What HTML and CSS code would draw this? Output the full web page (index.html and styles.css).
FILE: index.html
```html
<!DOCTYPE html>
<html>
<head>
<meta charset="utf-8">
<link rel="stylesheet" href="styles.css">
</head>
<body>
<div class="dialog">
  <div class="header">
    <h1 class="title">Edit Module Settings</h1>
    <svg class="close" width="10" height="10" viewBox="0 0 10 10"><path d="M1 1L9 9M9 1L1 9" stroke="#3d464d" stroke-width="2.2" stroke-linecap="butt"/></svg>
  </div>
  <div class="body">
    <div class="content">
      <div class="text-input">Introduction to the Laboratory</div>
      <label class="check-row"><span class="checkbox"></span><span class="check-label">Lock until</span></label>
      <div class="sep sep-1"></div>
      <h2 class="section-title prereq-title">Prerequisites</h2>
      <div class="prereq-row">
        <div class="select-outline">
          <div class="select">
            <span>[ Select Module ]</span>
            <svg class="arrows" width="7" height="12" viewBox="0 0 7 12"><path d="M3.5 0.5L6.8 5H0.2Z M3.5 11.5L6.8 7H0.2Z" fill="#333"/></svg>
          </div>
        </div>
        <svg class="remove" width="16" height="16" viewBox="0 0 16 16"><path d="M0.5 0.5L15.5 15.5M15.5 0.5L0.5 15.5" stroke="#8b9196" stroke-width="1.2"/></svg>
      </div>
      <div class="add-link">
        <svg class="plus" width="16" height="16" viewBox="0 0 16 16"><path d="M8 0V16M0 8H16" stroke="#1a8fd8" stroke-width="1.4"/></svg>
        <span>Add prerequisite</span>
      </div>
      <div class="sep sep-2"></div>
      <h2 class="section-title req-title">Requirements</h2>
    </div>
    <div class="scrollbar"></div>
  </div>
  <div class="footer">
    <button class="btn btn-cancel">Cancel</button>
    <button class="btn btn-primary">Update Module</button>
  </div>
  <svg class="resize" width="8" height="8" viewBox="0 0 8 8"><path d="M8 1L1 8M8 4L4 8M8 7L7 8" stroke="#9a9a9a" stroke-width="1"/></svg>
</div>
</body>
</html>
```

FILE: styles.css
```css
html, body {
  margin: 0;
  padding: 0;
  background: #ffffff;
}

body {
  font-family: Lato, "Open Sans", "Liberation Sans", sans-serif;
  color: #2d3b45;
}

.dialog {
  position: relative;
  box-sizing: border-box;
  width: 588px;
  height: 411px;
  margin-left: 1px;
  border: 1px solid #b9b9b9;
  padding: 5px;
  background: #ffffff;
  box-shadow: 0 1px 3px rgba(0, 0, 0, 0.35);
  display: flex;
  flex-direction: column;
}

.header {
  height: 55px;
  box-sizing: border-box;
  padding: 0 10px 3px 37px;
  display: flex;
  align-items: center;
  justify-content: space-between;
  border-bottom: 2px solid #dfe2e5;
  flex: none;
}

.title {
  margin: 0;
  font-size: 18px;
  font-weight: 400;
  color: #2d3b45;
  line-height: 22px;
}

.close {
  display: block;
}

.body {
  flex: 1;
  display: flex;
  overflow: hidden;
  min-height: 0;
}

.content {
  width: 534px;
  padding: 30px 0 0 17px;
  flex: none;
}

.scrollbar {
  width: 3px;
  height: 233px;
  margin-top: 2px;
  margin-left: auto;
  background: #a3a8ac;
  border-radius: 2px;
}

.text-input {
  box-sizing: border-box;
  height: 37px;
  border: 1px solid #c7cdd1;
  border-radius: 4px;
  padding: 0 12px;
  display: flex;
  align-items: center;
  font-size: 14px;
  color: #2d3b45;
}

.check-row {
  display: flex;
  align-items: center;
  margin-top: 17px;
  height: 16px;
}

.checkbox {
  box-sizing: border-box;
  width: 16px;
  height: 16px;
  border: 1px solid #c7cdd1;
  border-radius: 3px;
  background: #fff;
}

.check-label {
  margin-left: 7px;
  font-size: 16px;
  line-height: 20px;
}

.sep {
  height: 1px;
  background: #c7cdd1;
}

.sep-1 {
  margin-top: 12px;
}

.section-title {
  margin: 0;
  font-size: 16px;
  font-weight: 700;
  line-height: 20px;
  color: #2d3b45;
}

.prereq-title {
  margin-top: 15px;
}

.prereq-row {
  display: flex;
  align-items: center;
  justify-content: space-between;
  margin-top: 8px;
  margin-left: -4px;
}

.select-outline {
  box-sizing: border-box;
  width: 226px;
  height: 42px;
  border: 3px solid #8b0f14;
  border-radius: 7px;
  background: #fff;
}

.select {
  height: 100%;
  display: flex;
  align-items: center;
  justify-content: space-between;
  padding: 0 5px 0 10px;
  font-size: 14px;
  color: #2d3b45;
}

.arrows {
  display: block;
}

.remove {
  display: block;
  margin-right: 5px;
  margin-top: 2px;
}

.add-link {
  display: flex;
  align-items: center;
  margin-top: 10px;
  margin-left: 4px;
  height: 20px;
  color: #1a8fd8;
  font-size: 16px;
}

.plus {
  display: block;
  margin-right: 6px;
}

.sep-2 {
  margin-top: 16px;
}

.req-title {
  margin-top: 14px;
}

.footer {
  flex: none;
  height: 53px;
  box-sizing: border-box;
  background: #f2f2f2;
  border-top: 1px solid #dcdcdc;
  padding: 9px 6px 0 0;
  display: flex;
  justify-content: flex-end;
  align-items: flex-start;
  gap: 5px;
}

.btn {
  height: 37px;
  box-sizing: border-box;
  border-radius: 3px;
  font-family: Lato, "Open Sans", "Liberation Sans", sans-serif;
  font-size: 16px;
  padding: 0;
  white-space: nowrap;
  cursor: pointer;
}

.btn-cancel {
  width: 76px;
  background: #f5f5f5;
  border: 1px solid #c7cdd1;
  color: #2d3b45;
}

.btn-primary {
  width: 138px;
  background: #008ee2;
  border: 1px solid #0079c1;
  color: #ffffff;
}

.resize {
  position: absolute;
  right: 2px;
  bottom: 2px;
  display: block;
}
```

======

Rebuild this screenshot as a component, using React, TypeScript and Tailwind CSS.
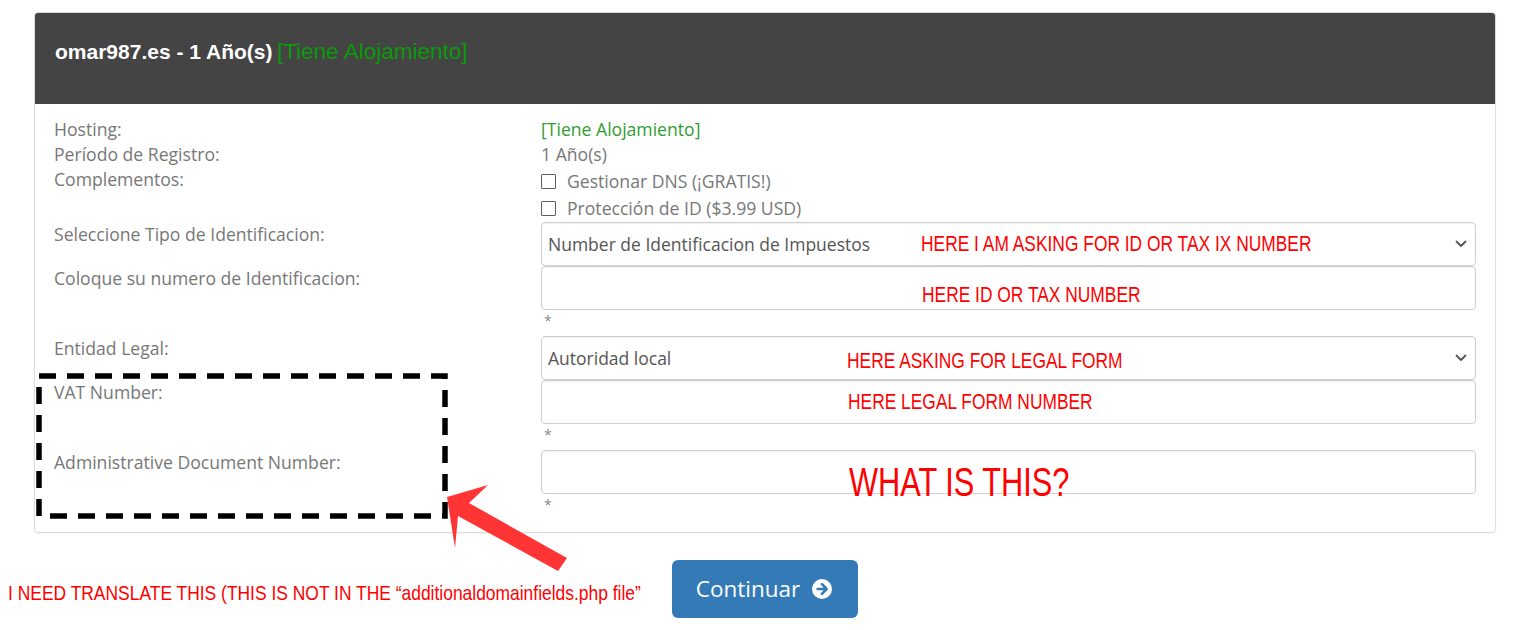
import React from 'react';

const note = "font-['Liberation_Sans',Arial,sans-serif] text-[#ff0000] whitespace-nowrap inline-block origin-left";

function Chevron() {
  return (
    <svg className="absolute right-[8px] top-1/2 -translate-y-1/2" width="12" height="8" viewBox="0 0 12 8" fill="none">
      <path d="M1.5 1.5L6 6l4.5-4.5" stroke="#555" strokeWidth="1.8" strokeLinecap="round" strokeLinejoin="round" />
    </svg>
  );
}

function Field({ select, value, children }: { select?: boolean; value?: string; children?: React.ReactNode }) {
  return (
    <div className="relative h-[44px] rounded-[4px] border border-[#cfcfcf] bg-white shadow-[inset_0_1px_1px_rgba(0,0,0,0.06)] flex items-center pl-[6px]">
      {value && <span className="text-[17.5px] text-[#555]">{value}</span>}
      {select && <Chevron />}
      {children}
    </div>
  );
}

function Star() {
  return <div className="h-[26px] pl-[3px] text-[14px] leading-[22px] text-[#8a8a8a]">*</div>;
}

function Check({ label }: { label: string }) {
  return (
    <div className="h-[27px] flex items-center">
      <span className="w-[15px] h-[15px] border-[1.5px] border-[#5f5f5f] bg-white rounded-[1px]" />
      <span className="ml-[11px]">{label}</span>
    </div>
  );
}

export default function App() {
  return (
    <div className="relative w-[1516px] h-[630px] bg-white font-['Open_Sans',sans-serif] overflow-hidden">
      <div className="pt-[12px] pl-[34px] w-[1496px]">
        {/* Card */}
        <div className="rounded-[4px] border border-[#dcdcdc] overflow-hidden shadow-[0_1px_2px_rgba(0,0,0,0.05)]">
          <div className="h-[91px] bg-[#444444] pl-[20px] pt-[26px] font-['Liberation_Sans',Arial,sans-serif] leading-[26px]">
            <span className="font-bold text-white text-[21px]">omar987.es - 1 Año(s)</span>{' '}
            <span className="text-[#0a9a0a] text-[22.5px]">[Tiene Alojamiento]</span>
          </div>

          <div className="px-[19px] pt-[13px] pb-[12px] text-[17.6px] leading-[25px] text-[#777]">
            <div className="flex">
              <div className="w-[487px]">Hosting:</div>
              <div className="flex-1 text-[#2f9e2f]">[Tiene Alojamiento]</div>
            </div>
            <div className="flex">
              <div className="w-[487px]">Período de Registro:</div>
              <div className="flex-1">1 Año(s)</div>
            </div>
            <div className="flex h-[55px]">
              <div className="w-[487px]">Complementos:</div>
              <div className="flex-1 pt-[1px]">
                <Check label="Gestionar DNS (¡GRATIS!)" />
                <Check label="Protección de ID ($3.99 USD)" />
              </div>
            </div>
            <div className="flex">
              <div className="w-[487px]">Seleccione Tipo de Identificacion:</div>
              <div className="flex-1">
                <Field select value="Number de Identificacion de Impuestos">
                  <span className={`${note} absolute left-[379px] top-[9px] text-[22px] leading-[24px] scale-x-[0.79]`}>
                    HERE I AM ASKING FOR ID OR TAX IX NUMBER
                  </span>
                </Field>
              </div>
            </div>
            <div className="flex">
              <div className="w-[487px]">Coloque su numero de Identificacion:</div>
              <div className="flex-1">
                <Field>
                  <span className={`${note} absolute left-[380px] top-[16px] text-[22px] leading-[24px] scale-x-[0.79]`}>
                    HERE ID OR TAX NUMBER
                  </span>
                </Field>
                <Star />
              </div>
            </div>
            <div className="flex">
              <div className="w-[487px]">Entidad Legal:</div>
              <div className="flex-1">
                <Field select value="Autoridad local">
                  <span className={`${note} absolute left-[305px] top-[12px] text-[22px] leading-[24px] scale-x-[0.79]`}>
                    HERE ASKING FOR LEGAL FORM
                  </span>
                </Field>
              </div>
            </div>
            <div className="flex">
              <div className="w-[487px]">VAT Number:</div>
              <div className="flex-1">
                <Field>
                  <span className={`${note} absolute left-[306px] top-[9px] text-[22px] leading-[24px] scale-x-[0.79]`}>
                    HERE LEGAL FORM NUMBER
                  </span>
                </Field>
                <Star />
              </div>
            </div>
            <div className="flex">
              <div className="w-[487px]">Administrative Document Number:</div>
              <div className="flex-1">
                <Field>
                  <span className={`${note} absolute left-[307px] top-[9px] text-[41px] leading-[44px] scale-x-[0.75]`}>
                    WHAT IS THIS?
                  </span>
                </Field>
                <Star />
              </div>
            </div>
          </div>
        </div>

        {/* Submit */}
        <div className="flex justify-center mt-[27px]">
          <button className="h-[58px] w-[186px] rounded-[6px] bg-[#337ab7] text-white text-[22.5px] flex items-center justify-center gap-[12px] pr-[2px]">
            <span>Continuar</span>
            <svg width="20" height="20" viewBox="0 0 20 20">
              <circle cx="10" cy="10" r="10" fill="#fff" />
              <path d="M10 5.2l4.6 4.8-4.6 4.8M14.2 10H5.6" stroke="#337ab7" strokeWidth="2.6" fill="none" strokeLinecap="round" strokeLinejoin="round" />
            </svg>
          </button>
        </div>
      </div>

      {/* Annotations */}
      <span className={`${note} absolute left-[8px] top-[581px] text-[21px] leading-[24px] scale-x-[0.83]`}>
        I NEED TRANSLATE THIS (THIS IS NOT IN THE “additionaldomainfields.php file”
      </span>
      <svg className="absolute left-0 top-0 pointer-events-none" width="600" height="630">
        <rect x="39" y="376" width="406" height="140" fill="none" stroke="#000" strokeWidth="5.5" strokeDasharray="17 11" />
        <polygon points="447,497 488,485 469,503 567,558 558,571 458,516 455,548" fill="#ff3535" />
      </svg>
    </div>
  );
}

======

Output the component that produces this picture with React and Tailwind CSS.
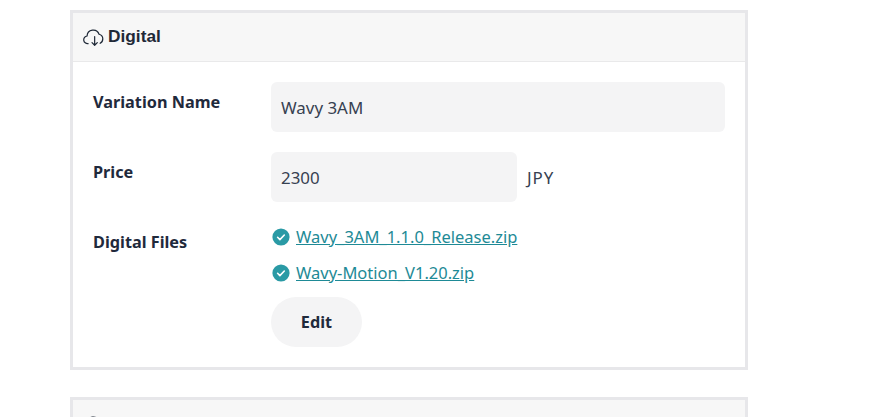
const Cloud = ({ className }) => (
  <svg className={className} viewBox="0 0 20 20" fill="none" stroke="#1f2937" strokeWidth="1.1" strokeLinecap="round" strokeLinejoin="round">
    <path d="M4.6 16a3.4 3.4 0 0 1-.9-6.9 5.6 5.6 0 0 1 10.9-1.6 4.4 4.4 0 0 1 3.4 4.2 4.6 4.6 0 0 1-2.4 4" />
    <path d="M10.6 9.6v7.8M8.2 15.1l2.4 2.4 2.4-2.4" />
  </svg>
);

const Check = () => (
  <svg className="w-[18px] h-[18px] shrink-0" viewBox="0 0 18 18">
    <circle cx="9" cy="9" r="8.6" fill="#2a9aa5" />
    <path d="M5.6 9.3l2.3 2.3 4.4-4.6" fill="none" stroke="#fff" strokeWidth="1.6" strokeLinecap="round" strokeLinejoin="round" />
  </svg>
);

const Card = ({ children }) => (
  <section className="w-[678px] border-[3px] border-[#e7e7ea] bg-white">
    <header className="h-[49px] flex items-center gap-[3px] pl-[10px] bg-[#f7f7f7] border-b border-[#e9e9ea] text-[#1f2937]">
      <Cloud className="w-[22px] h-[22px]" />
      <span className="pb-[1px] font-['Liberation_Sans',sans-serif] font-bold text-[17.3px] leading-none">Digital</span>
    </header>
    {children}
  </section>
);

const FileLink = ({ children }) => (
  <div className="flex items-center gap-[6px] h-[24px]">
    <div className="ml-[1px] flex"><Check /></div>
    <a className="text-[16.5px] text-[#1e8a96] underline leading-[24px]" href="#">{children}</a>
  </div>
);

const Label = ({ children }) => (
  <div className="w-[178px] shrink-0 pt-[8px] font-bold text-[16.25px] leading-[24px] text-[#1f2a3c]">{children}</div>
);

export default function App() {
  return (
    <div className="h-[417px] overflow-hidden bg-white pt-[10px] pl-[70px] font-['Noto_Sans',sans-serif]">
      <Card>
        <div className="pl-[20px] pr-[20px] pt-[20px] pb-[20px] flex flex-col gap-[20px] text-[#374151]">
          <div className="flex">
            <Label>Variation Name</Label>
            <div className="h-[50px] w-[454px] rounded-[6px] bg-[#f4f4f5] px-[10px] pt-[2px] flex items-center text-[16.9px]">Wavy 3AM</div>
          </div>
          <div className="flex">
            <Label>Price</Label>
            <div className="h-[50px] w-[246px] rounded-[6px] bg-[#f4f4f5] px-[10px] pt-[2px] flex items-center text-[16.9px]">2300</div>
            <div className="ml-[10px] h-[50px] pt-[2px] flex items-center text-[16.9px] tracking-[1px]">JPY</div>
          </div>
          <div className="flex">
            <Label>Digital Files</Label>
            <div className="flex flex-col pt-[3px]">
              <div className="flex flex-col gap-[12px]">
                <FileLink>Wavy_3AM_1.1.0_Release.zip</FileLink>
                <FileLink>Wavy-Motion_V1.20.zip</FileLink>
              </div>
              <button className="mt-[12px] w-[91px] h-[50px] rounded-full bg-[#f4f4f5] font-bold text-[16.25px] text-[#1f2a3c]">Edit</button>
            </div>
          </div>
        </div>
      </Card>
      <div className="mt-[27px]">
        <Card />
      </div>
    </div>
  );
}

======

### What the exercise asks
Pull out every line of the entries that includes the word "full".

### Exercise solution
What HTML and CSS code would draw this? Output the full web page (index.html and styles.css).
              <button className="mt-[12px] w-[91px] h-[50px] rounded-full bg-[#f4f4f5] font-bold text-[16.25px] text-[#1f2a3c]">Edit</button>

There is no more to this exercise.